WAYNESBORO, VA– When travelers step into the Rockfish Gap Tourist Information Center (TIC) on Afton Mountain, they often gasp. What they thought would be a quick restroom break becomes an awesome glimpse into the topography of the region, thanks to the large-scale replica of the Shenandoah Valley that occupies the majority of the room.

The three-dimensional model shows the entire Shenandoah Valley at a scale of one inch to one mile, capturing the dips and rises of the Blue Ridge Mountains and giving visitors a birds-eye view of the landscape they usually see only from their car window. Markings like the Blue Ridge Parkway, Skyline Drive, Appalachian Trail, interstates and major cities help orient the traveler. Many visitors use the display to map the next leg of their journey.

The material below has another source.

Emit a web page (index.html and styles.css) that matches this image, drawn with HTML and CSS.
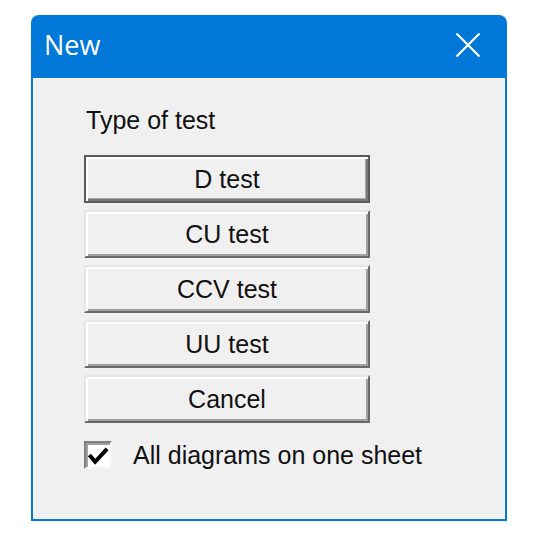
FILE: index.html
```html
<!DOCTYPE html>
<html>
<head>
<meta charset="utf-8">
<link rel="stylesheet" href="styles.css">
</head>
<body>
<div class="page">
  <div class="window">
    <div class="titlebar">
      <span class="title">New</span>
      <svg class="close" width="26" height="26" viewBox="0 0 26 26">
        <path d="M1.5 1.5 L24.5 24.5 M24.5 1.5 L1.5 24.5" stroke="#ffffff" stroke-width="2.2" fill="none"/>
      </svg>
    </div>
    <div class="body">
      <div class="label">Type of test</div>
      <div class="buttons">
        <div class="btn default">D test</div>
        <div class="btn">CU test</div>
        <div class="btn">CCV test</div>
        <div class="btn">UU test</div>
        <div class="btn">Cancel</div>
      </div>
      <div class="check-row">
        <div class="checkbox">
          <svg width="24" height="24" viewBox="0 0 24 24">
            <path d="M2.5 11 L8.5 18 L21 4.5" stroke="#000" stroke-width="4.2" fill="none" stroke-linejoin="miter"/>
          </svg>
        </div>
        <span class="check-label">All diagrams on one sheet</span>
      </div>
    </div>
  </div>
</div>
</body>
</html>
```

FILE: styles.css
```css
html, body {
  margin: 0;
  padding: 0;
  background: #ffffff;
}
.page {
  width: 553px;
  height: 540px;
  padding: 15px 0 0 31px;
  box-sizing: border-box;
}
.window {
  width: 476px;
  height: 506px;
  background: #0078d7;
  border-radius: 8px 8px 0 0;
  display: flex;
  flex-direction: column;
  padding: 0 2px 2px 2px;
  box-sizing: border-box;
}
.titlebar {
  height: 63px;
  flex: none;
  display: flex;
  align-items: center;
  justify-content: space-between;
  padding: 0 24px 0 11px;
  box-sizing: border-box;
}
.title {
  font-family: "Open Sans", "Noto Sans", sans-serif;
  font-size: 27px;
  color: #ffffff;
  line-height: 30px;
  margin-top: -4px;
}
.close {
  display: block;
  margin-top: -3px;
}
.body {
  flex: 1;
  background: #f0f0f0;
  border-top: 1px solid #fdfdfd;
  border-left: 1px solid #fbf6f2;
  border-right: 1px solid #fbf6f2;
  border-bottom: 1px solid #fbf6f2;
  padding: 26px 0 0 50px;
  font-family: "Liberation Sans", Arial, sans-serif;
  font-size: 25px;
  color: #111;
  display: flex;
  flex-direction: column;
}
.label {
  line-height: 30px;
  margin-left: 2px;
}
.buttons {
  margin-top: 20px;
  display: flex;
  flex-direction: column;
  gap: 7px;
}
.btn {
  width: 286px;
  height: 48px;
  box-sizing: border-box;
  background: #f0f0f0;
  display: flex;
  align-items: center;
  justify-content: center;
  border: 2px solid;
  border-color: #e6e6e6 #6a6a6a #6a6a6a #e6e6e6;
  box-shadow: inset 2px 2px 0 #ffffff, inset -2px -2px 0 #a0a0a0;
  padding-top: 0;
}
.btn.default {
  border: 2px solid #5a5a5a;
  box-shadow: inset 2px 2px 0 #ffffff, inset -2px -2px 0 #7a7a7a, inset -3px -3px 0 #a8a8a8;
}
.check-row {
  margin-top: 17px;
  display: flex;
  align-items: center;
}
.checkbox {
  width: 28px;
  height: 28px;
  box-sizing: border-box;
  border: 2px solid;
  border-color: #808080 #f4f4f4 #f4f4f4 #808080;
  box-shadow: inset 2px 2px 0 #a0a0a0;
  background: #ffffff;
  display: flex;
  align-items: center;
  justify-content: center;
}
.checkbox svg {
  display: block;
  margin: 1px 0 0 1px;
}
.check-label {
  margin-left: 21px;
  line-height: 30px;
}
```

Although the history of the map generates debate, its age is roughly 40 years old. It was created by Exhibigraphics out of Utah, which no longer exists. Originally, it included push buttons and lights that would illuminate certain spots on the map. No longer electrified, it now serves simply as a topographical display with labels.

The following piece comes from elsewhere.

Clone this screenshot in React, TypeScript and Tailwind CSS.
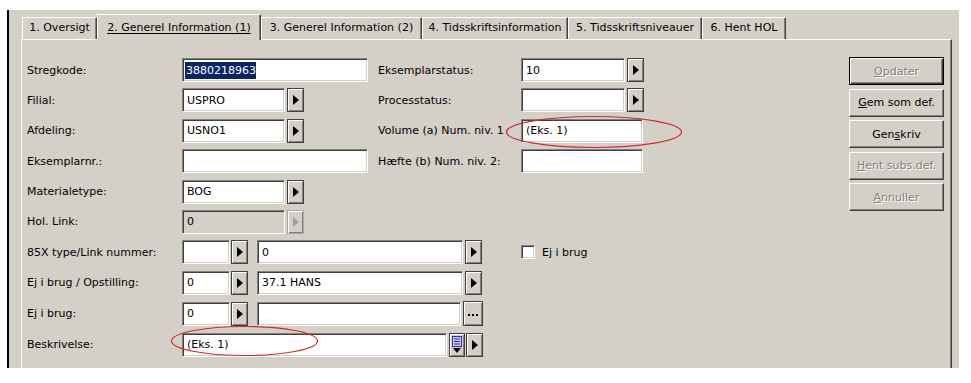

The model was housed at the TIC when it occupied the old Howard Johnson’s building off Rt. 250, then was moved in 2010 when the TIC changed locations to the top of the hill by the Inn at Afton. The cumbersome 16 x 7-foot display had to be eased through the window by a half-dozen men into its current position in the middle of the room.

Protected under a heavy Plexiglass case, the model has still suffered the signs of aging. Last week the map was given a thorough cleaning and facelift. Areas where the plaster coating has crumbled were repaired; the perimeter repainted; and road signs replaced.

The delicate operation was completed by Bob Kirchman of The Kirchman Studio in Staunton. Kirchman, a model builder and architectural artist, sees the Shenandoah Valley model as completely unique. “I’ve never seen anything else like it in the valley,” he remarks. “It deserves to be updated and given a place of prominence.”

While GPS systems have, in many ways, replaced physical maps, old models like this one offer viewers a perspective that’s totally unique and pleasingly tangible. “Visitors often comment about the map,” says Greg Hitchin, Director of Economic Development and Tourism, “we anticipate that the model will be a tourist draw for years to come and this facelift will help preserve it.”

Now visitors and locals alike will have a new reason to “wow” when they walk through the TIC door.